Diskusi dengan Ahli Agama
Dira menambahkan, arsitek sebaiknya berkolaborasi dengan pakar, khususnya jika yang didesain merupakan bangunan dengan fungsi khusus. Berkolaborasi dan berdiskusi dengan ahli agama sebaiknya dilakukan untuk menentukan hal-hal yang boleh, tidak boleh maupun sebaiknya diperhatikan di dalam desain sebuah masjid.

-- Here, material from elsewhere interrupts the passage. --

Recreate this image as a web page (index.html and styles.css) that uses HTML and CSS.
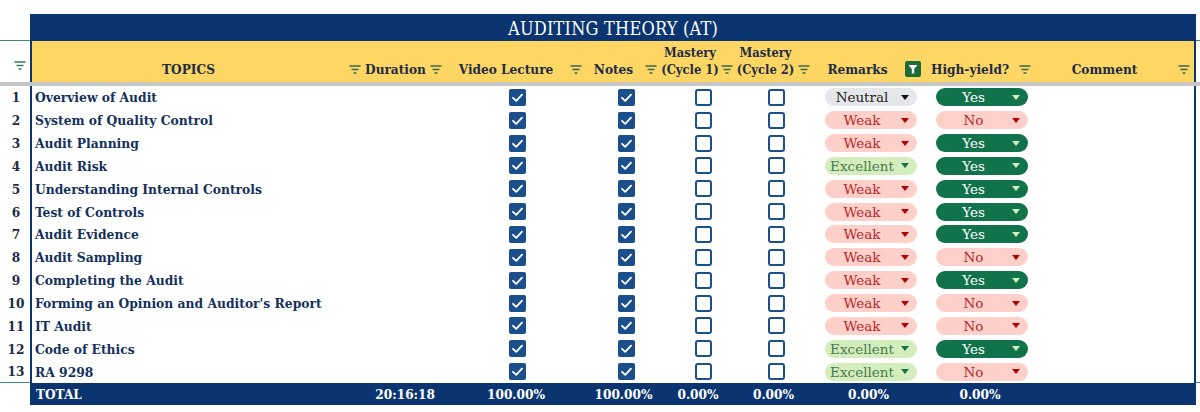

Seperti misalnya apakah ada gimmick arsitektur tertentu yang sebaiknya tidak dimunculkan. Kemudian apakah ada jarak-jarak tertentu yang perlu diperhatikan antarjemaah, apakah ada aktivitass keagamaan tertentu yang ingin dihidupkan.
Menurut Dira, hal yang paling membedakan dalam mendesain masjid tentunya adalah orientasi arah bangunan, kebutuhan dan zonasi ruang, serta alur sirkulasi antarruangnya. Orientasi terhadap arah kiblat sebaiknya tervisualisasikan dengan jelas dalam desain untuk memudahkan pengguna mengidentifikasi posisinya dalam beribadah.
"Zonasi dan sirkulasi ruang juga harus jelas, karena dalam desain sebuah masjid harus ada separasi antara pengguna laki-laki dan perempuan, begitu pula kebutuhan ruang yang ingin diakomodir dalam sebuah masjid di mana umumnya terdapat ruang-ruang pendukung selain ruang ibadah utamanya," tutupnya.